クアルコムのユーザー調査レポート「State of Sound」の2023年度版が発行された。
これはクアルコムが世界中の消費者を対象とした調査をまとめたもので、2023年の調査は今年の7月にアメリカ、イギリス、ドイツ、中国、インド、日本、韓国の各国で1000人ずつ、18歳から64歳までのスマートフォンユーザーを対象にした。
韓国の調査は今回が初だそうだ。
イヤホンなど、オーディオ機器の購入に影響を与える要因や、現在/将来の利用シーンにおける関心についての様々な項目が対象となっている。
外出先で毎日長時間イヤホンを装着するスタイルが浸透
完全ワイヤレスイヤホンを購入する決め手となったのは「快適性」だ。
昨年トップだった「価格」は2番目だが、30ドル以下のイヤホンの購入者では1位となる。
つまりそれ以上の価格帯の購入者ではあまり価格の要素は大きくないというだ。
また昨年は「音質」が3番目の要素だったのだが、今年は順位を下げて4番目となった。
今年の調査のポイントは、ユーザーのワイヤレスオーディオ機器の使用が、音楽鑑賞、音声通話、ビデオ鑑賞といった従来の用途から、職場、ゲーム、補聴といった用途まで、より複雑なユースケースを含むように変化したことだ。
実際に回答者の2/3以上が、喫茶店や共有ワークスペースなどで仕事をしていると答えている。
こうしたオフィス以外の新しい職場環境に対応するために「他の人を聞くこと(to hear)」と「他の人に聞かれること(to be heard)」の両方が必要であるとレポートでは述べている。
このあたりは耳を塞がないオープンタイプのイヤースピーカーや骨伝導ヘッドホンのヒットにも関係しているだろう。
また、ユーザーのイヤホンの使用頻度は高まり、長時間利用が進んでいる。
例えば、2022年に毎日ワイヤレスイヤホンを使うと答えたユーザーは26%だったが、2023年度では58%に増えている。

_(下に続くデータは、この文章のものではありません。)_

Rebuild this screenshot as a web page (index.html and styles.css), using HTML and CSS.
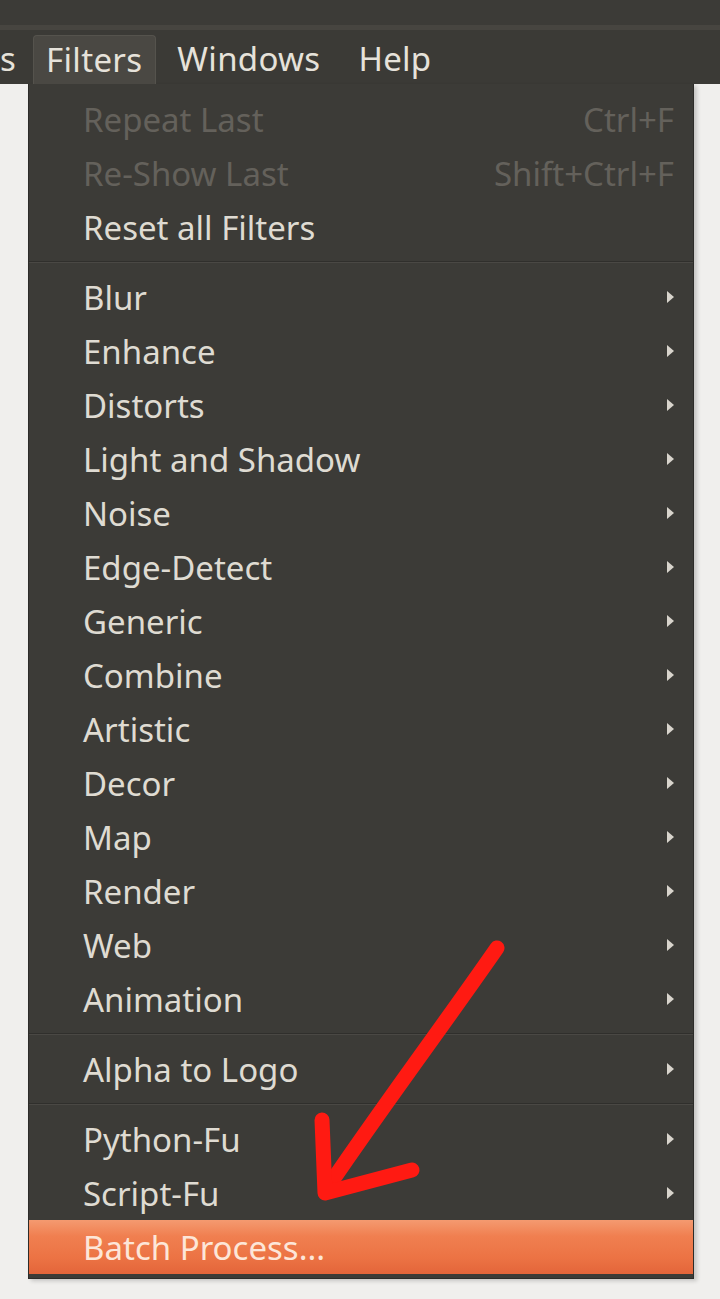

コロナ禍が明けて、移動や通勤をする機会が増えたのだろう。
1日中装着できることが次のワイヤレスイヤホンの購入に影響すると答えたユーザーは全体の80%に及び、それが最も大事だと答えたユーザーが30%もいる。
ユーザーがより長時間イヤホンを使用するようになったため、快適さがキーになってきたとこのレポートでは分析している。
イヤホンを使うとき、もっとも不快に感じる箇所は耳への装着感の悪さと回答する割合は突出して高くなっている。
これは従来のカナル型のように耳穴に挿入するタイプよりも、耳穴を軽く塞ぐだけのタイプが増えてきていることでもわかる。
音質への関心はいまだ高く、ロスレスの認知も進む
一方で音質は順位を落としたが、依然として関心が高い要素だ。
回答者の73%が購入するたびにデバイスの音質がどんどん良くなっていることを認識していると答えており、この割合は2022年の67%から増加している。
またMP3以上の音質を望む割合が今年は特に大きくなっているのも特徴だ。
その割合は2021年、2022年と60%程度だったものが2023年では70%と10%も増えている。
69%の消費者がロスレス音質を購入の決め手として挙げているのも特徴だ。
Apple Musicでは2021年6月からロスレス配信をしている。
認知度が高くなったことに加え、パケット制限の障壁が低くなってきたことが関係しているのかもしれない。
ただし、各国で状況が異なるので、ここは一概に捉えるのは難しいだろう。
また空間オーディオへの関心も高く、回答者の60%が空間オーディオへの対応が次のイヤホン・ヘッドホンの購入に影響すると回答。
さらに20%はそれが最も影響すると答えている。
また、回答者の35%は空間オーディオ機能のために価格が高くなっても良いと答えている。
また今年見えた一つの興味深い傾向は、ユーザーが音の「距離範囲」を気にしているということだ。
150ドル以上の高価格帯イヤホン所有者の79%が、次のイヤホンの購入の決め手として「家庭内全てをカバーすること」を挙げている。
こうしたトレンドは最近発表されたクアルコムの「S7 Pro Sound Platform」におけるBluetoothとWi-Fi融合技術「XPAN」を開発する動機の一つになったのかもしれない。
このように様々なユーザー要求があるのだが、この調査ではユーザーは音楽を聴く、ゲームをする、通話をするなどユースケースごとに向いたイヤホンを買うよりも、複数のユースケースに最適化された一つのイヤホンを書いたいとしている。
これが開発側にとっては、なかなか頭の痛い一番の課題になるのかもしれない。